- _Work to do_: In the listing below, identify each line with the word "index" and return those lines.

- _Data lines_:
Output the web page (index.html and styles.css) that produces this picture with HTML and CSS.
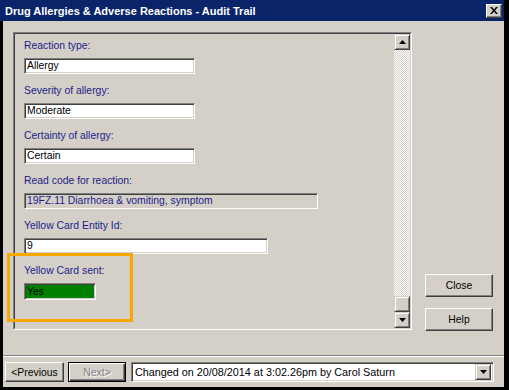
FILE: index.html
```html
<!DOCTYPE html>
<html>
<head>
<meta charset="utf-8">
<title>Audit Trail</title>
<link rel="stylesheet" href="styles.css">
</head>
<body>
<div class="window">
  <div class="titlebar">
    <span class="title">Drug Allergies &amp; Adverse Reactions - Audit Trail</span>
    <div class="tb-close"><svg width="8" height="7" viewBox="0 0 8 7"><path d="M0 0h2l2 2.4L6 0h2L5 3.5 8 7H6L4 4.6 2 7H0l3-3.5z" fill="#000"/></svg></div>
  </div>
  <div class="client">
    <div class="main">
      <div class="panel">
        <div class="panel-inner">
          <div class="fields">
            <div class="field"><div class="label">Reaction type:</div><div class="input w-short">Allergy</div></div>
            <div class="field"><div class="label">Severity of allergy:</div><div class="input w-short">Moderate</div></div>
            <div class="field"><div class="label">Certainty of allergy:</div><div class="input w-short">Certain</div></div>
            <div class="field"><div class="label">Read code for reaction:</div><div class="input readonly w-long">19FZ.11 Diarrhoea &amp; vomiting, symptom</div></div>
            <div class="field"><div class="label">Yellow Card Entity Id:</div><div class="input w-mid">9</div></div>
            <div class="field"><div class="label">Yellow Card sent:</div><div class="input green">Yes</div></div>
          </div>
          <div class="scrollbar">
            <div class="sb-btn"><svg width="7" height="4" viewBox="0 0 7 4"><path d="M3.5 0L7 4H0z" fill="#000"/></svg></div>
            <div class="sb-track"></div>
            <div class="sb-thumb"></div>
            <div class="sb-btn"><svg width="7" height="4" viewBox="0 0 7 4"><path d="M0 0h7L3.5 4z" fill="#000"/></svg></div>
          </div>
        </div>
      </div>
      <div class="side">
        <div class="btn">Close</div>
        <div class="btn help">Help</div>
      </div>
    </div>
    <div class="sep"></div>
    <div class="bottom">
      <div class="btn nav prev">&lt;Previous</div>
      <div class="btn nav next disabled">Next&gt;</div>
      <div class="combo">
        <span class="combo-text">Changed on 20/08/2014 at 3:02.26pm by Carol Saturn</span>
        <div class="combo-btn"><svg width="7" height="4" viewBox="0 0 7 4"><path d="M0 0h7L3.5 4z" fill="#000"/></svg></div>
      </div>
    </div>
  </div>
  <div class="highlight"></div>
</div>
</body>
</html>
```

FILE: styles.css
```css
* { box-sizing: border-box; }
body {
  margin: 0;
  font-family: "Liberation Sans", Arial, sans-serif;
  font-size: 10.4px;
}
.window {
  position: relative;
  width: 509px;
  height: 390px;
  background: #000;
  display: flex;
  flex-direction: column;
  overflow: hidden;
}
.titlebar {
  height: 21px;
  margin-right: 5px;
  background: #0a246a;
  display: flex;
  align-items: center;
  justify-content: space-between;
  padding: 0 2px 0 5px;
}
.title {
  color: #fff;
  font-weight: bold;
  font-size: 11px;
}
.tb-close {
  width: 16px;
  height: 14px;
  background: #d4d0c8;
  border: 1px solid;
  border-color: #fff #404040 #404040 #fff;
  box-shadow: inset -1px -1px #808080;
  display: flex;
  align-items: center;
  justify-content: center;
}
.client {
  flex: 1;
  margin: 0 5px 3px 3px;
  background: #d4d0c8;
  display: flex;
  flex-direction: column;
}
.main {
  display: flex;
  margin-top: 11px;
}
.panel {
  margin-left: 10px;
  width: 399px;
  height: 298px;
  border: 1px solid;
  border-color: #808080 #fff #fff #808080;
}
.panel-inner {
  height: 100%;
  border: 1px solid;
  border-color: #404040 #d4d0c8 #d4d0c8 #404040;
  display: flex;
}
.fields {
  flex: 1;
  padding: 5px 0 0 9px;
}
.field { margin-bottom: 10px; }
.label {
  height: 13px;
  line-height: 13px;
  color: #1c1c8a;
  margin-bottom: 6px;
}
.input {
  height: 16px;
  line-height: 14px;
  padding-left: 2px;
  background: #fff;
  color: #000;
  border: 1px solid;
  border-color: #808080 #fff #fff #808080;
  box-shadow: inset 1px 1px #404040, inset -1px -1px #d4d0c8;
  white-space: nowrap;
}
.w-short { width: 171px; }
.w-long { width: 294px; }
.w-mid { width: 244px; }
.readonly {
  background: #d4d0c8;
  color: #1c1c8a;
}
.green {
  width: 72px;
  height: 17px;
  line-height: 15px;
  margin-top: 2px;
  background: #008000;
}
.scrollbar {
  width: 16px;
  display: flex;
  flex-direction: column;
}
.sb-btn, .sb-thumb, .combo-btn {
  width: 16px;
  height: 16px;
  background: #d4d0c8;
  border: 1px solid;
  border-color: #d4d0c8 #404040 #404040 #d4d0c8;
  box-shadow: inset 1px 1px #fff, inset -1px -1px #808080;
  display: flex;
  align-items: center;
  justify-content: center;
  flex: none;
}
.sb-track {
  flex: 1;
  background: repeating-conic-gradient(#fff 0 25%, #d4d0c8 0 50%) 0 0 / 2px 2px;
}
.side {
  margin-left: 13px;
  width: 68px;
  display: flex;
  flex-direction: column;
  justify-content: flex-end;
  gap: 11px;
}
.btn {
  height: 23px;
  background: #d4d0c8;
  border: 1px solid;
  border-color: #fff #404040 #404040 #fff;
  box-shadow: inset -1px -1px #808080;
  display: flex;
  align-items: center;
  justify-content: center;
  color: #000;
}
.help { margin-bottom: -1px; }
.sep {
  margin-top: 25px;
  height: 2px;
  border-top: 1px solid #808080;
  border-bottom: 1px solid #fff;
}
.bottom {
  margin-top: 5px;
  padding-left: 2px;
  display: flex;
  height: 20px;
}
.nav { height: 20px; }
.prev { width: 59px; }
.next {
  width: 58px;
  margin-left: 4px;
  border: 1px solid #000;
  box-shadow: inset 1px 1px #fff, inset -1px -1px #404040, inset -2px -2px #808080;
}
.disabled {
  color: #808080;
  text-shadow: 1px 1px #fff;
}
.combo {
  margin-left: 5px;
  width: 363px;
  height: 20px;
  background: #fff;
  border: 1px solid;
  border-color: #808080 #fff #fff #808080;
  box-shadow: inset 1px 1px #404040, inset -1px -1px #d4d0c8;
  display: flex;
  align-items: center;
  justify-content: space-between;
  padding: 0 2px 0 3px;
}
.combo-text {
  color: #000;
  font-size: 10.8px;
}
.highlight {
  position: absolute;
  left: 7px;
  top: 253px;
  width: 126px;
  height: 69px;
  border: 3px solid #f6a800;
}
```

- _Answer_:
Output the web page (index.html and styles.css) that produces this picture with HTML and CSS.
FILE: index.html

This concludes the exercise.